Background
Le Sueur was born in Artois, France around 1657. He was the son of Victor and Anne (Honneur) le Sueur.
Le Sueur was born in Artois, France around 1657. He was the son of Victor and Anne (Honneur) le Sueur.
In 1679 or earlier Le Sueur came to Canada as a servant or donné for the Jesuit missionaries. In this capacity he was sent to Sault Ste. Marie, where the lure of the fur trade tempted him to abandon the religious profession. As early as 1681 he was denounced as a coureur de bois and subjected to a fine; nevertheless he persisted in his adventures and by 1682 was among the Sioux Indians on the upper Mississippi.
The early name for the Minnesota River--the St. Pierre--is believed to have been assigned in his honor. Not much is known of Le Sueur's movements for six years after 1683; in 1689 he was with Perrot on the upper Mississippi, when possession of all Sioux territory was taken for France. When Duluth was recalled from the West, Le Sueur was sent in 1693 to negotiate with the Sioux and to persuade them to keep peace with the Chippewa. To further this end he built a fort on Madeline Island and in 1695 one at the end of the Brulé-St. Croix portage, Prairie Island, Mississippi River. Some time earlier he had built a fort on the west shore of Lake Pepin, opposite the mouth of Chippewa River.
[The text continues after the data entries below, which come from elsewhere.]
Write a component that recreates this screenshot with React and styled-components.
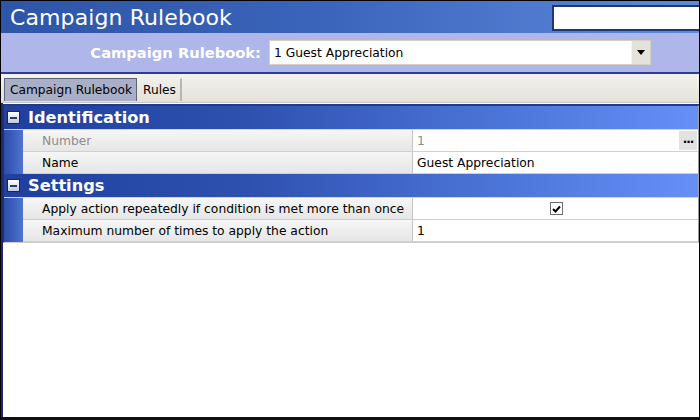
import React from "react";
import styled, { createGlobalStyle } from "styled-components";

const Global = createGlobalStyle`
    html, body {
        margin: 0;
        padding: 0;
        background: #000;
    }
    #root {
        width: 700px;
        height: 420px;
    }
`;

const Window = styled.div`
    width: 700px;
    height: 420px;
    box-sizing: border-box;
    border-top: 1px solid #000;
    border-left: 1px solid #000;
    border-right: 1px solid #000;
    border-bottom: 3px solid #111;
    display: flex;
    flex-direction: column;
    font-family: "DejaVu Sans", Verdana, sans-serif;
    overflow: hidden;
    background: #fff;
`;

const TitleBar = styled.div`
    height: 32px;
    flex: none;
    display: flex;
    align-items: center;
    justify-content: space-between;
    padding-left: 9px;
    background: linear-gradient(to right, #2d55a8 0%, #3a64b9 45%, #5e89dd 100%);
`;

const Title = styled.h1`
    margin: 0;
    font-size: 22px;
    font-weight: normal;
    color: #fff;
    letter-spacing: 0.1px;
`;

const SearchBox = styled.div`
    width: 145px;
    height: 22px;
    margin-top: 1px;
    background: #fff;
    border: 2px solid #1c3878;
    border-right: none;
`;

const FilterBar = styled.div`
    height: 39px;
    flex: none;
    display: flex;
    align-items: center;
    padding-left: 89px;
    gap: 8px;
    background: #aeb6ea;
    border-bottom: 2px solid #2b3f8e;
`;

const FilterLabel = styled.label`
    font-size: 14.7px;
    font-weight: bold;
    color: #fff;
    width: 171px;
    text-align: right;
    white-space: nowrap;
`;

const Select = styled.div`
    width: 382px;
    height: 25px;
    box-sizing: border-box;
    display: flex;
    align-items: stretch;
    background: #fff;
    border: 1px solid #d4d0c4;
`;

const SelectText = styled.span`
    flex: 1;
    display: flex;
    align-items: center;
    padding-left: 4px;
    font-size: 12.3px;
    color: #000;
`;

const DropButton = styled.span`
    width: 18px;
    display: flex;
    align-items: center;
    justify-content: center;
    background: #e4e2da;
    border-left: 1px solid #f4f3ee;
`;

const Arrow = styled.span`
    width: 0;
    height: 0;
    border-left: 4px solid transparent;
    border-right: 4px solid transparent;
    border-top: 5px solid #000;
`;

const TabStrip = styled.div`
    height: 28px;
    flex: none;
    display: flex;
    align-items: flex-end;
    padding-left: 3px;
    background: linear-gradient(#f3f2ee, #e3e1d9);
    border-bottom: 1px solid #c9c6bc;
`;

const Tab = styled.div`
    height: 23px;
    box-sizing: border-box;
    display: flex;
    align-items: center;
    padding: 0 4px 0 5px;
    font-size: 12.2px;
    color: #000;
    background: ${(p) => (p.$active ? "#a9afc6" : "transparent")};
    border: 1px solid ${(p) => (p.$active ? "#5e6478" : "transparent")};
    border-bottom: none;
    border-right: ${(p) => (p.$active ? "1px solid #5e6478" : "2px solid #b9b6ab")};
    margin-bottom: 1px;
`;

const Body = styled.div`
    flex: 1;
    background: #fff;
    border-left: 2px solid #1e2c66;
    padding-top: 1px;
`;

const Grid = styled.div`
    width: 694px;
    border-top: 2px solid #213b8a;
    border-left: 1px solid #1b3384;
    border-right: 2px solid #9c9c9c;
    border-bottom: 1px solid #d0cec8;
`;

const Category = styled.div`
    height: 23px;
    display: flex;
    align-items: stretch;
    background: linear-gradient(to right, #1e3f9e 0%, #2e51b0 35%, #4f78dc 75%, #6790f7 100%);
    border-bottom: 1px solid #d7d5cf;
`;

const CatGutter = styled.div`
    width: 19px;
    flex: none;
    display: flex;
    align-items: center;
    justify-content: center;
    background: #23409c;
`;

const MinusBox = styled.span`
    width: 13px;
    height: 13px;
    box-sizing: border-box;
    border: 1px solid #17275a;
    background: linear-gradient(#ffffff, #c2c9dc);
    display: flex;
    align-items: center;
    justify-content: center;
    &::before {
        content: "";
        width: 7px;
        height: 2px;
        background: #2a3a6a;
    }
`;

const CatTitle = styled.span`
    display: flex;
    align-items: center;
    padding-left: 5px;
    font-size: 16.2px;
    font-weight: bold;
    color: #fff;
`;

const Row = styled.div`
    height: 22px;
    display: flex;
    align-items: stretch;
`;

const Gutter = styled.div`
    width: 19px;
    flex: none;
    background: linear-gradient(to right, #2c4ca8, #4f74d2);
`;

const Label = styled.div`
    width: 370px;
    flex: none;
    display: flex;
    align-items: center;
    padding-left: 19px;
    font-size: 12.3px;
    white-space: nowrap;
    overflow: hidden;
    color: ${(p) => (p.$disabled ? "#8c8c8c" : "#000")};
    background: linear-gradient(#f6f6f6, #e6e6e6);
    border-bottom: 1px solid #d2d0ca;
    border-right: 1px solid #c4c4c4;
`;

const Value = styled.div`
    flex: 1;
    display: flex;
    align-items: center;
    justify-content: ${(p) => (p.$center ? "center" : "flex-start")};
    padding-left: ${(p) => (p.$center ? "0" : "4px")};
    font-size: 12.3px;
    color: ${(p) => (p.$disabled ? "#8c8c8c" : "#000")};
    background: #fff;
    border-bottom: 1px solid #d2d0ca;
`;

const ValueText = styled.span`
    flex: 1;
`;

const Ellipsis = styled.span`
    width: 18px;
    align-self: stretch;
    margin: 1px 1px 1px 0;
    display: flex;
    align-items: center;
    justify-content: center;
    background: #e2e2e2;
    color: #000;
    font-weight: bold;
    font-size: 12px;
    letter-spacing: -1px;
    padding-bottom: 4px;
    box-sizing: border-box;
`;

const Check = styled.span`
    width: 13px;
    height: 13px;
    box-sizing: border-box;
    border: 1px solid #6c6c6c;
    background: #fff;
    display: flex;
    align-items: center;
    justify-content: center;
    margin-left: 2px;
`;

const CheckMark = () => (
    <svg width="9" height="8" viewBox="0 0 9 8">
        <path d="M1 4 L3.5 6.5 L8 1.5" fill="none" stroke="#000" strokeWidth="2" />
    </svg>
);

const sections = [
    {
        title: "Identification",
        rows: [
            { label: "Number", value: "1", disabled: true, ellipsis: true },
            { label: "Name", value: "Guest Appreciation" },
        ],
    },
    {
        title: "Settings",
        rows: [
            { label: "Apply action repeatedly if condition is met more than once", check: true },
            { label: "Maximum number of times to apply the action", value: "1" },
        ],
    },
];

export default function App() {
    return (
        <>
            <Global />
            <Window>
                <TitleBar>
                    <Title>Campaign Rulebook</Title>
                    <SearchBox />
                </TitleBar>
                <FilterBar>
                    <FilterLabel>Campaign Rulebook:</FilterLabel>
                    <Select>
                        <SelectText>1 Guest Appreciation</SelectText>
                        <DropButton>
                            <Arrow />
                        </DropButton>
                    </Select>
                </FilterBar>
                <TabStrip>
                    <Tab $active>Campaign Rulebook</Tab>
                    <Tab>Rules</Tab>
                </TabStrip>
                <Body>
                    <Grid>
                        {sections.map((s) => (
                            <React.Fragment key={s.title}>
                                <Category>
                                    <CatGutter>
                                        <MinusBox />
                                    </CatGutter>
                                    <CatTitle>{s.title}</CatTitle>
                                </Category>
                                {s.rows.map((r) => (
                                    <Row key={r.label}>
                                        <Gutter />
                                        <Label $disabled={r.disabled}>{r.label}</Label>
                                        {r.check ? (
                                            <Value $center>
                                                <Check>
                                                    <CheckMark />
                                                </Check>
                                            </Value>
                                        ) : (
                                            <Value $disabled={r.disabled}>
                                                <ValueText>{r.value}</ValueText>
                                                {r.ellipsis && <Ellipsis>...</Ellipsis>}
                                            </Value>
                                        )}
                                    </Row>
                                ))}
                            </React.Fragment>
                        ))}
                    </Grid>
                </Body>
            </Window>
        </>
    );
}
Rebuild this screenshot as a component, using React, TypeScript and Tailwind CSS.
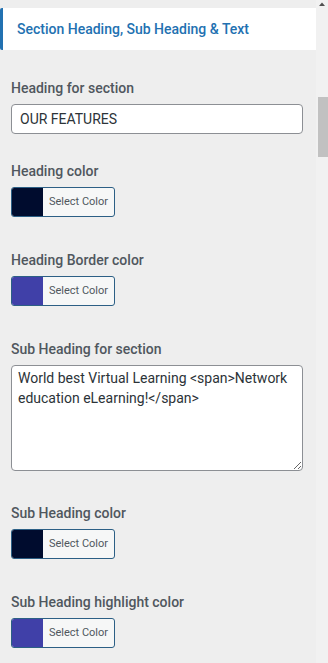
import type { ReactNode } from 'react';

// Customizer-style panel: section header, text fields and color pickers.

function Field({ label, top, children }: { label: string; top: string; children: ReactNode }) {
  return (
    <div className={top}>
      <div className="h-[20px] text-[14px] leading-[20px] font-medium text-[#50575e]">{label}</div>
      <div className="mt-[6px]">{children}</div>
    </div>
  );
}

function ColorButton({ swatch }: { swatch: string }) {
  return (
    <button
      type="button"
      className="flex h-[30px] w-[104px] items-stretch overflow-hidden rounded-[3px] border border-[#2c5f85] bg-[#f6f7f7] p-0"
    >
      <span className="w-[31px] shrink-0" style={{ backgroundColor: swatch }} />
      <span className="flex flex-1 items-center justify-center text-[11px] text-[#50575e]">Select Color</span>
    </button>
  );
}

export default function App() {
  return (
    <div
      className="flex h-[663px] w-[328px] overflow-hidden bg-[#eeeeee]"
      style={{ fontFamily: 'Roboto, "Liberation Sans", sans-serif' }}
    >
      <main className="w-[316px] shrink-0 pt-2">
        <div className="flex h-[42px] items-center rounded-l-[2px] border-l-[3px] border-[#2271b1] bg-white pl-[14px] text-[14px] font-medium text-[#2271b1]">
          Section Heading, Sub Heading &amp; Text
        </div>

        <div className="pr-[13px] pl-[11px]">
          <Field label="Heading for section" top="mt-[28px]">
            <input
              defaultValue="OUR FEATURES"
              className="block h-[30px] w-full rounded-[4px] border border-[#8c8f94] bg-white px-[8px] text-[14px] text-[#2c3338] outline-none"
            />
          </Field>

          <Field label="Heading color" top="mt-[27px]">
            <ColorButton swatch="#000c2e" />
          </Field>

          <Field label="Heading Border color" top="mt-[33px]">
            <ColorButton swatch="#4040a8" />
          </Field>

          <Field label="Sub Heading for section" top="mt-[33px]">
            <textarea
              defaultValue="World best Virtual Learning <span>Network education eLearning!</span>"
              className="block h-[106px] w-full rounded-[4px] border border-[#8c8f94] bg-white px-[6px] py-[2px] text-[14px] leading-[20px] text-[#2c3338] outline-none"
            />
          </Field>

          <Field label="Sub Heading color" top="mt-[32px]">
            <ColorButton swatch="#000c2e" />
          </Field>

          <Field label="Sub Heading highlight color" top="mt-[33px]">
            <ColorButton swatch="#4040a8" />
          </Field>
        </div>
      </main>

      {/* fake scrollbar */}
      <div className="flex w-[12px] flex-col bg-[#f1f1f1]">
        <svg width="12" height="6" viewBox="0 0 12 6" className="mt-px">
          <path d="M3 5 L6 1.5 L9 5 Z" fill="#505050" />
        </svg>
        <div className="mt-[90px] ml-[2px] h-[60px] w-[10px] bg-[#c1c1c1]" />
      </div>
    </div>
  );
}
In 1695 he achieved his greatest diplomatic triumph: bringing to Canada a Sioux chief and his wife together with a Chippewa chief, so that the former might make an alliance with Governor Frontenac, and peace between the hereditary enemies might be publicly ratified. Le Sueur next went to France to obtain permission to work a mine he thought he had discovered, but on the return voyage was captured by an English vessel off Newfoundland. Held prisoner for a time, he was released by the Peace of Ryswick, and made a second attempt to reach his mine, but before he succeeded his permit was confiscated and he was recalled.
In 1700 he made a new effort to open his supposed mine; he joined Iberville in Louisiana and, going up the Mississippi in a sailing vessel, built Fort l'Huillier on a branch of the St. Pierre River, and left there a company to continue mining. The enterprise failed; the ore proved to be only colored earths, and Le Sueur's men abandoned the fort when attacked by hostile tribesmen. The site of this fort was marked in 1926 by the Minnesota Historical Society. In April 1702 Le Sueur returned to France to obtain new concessions. On his way back to Louisiana some years later he died.
Le Sueur married Marguerite Messier at Boucherville, Canada, March 29, 1690.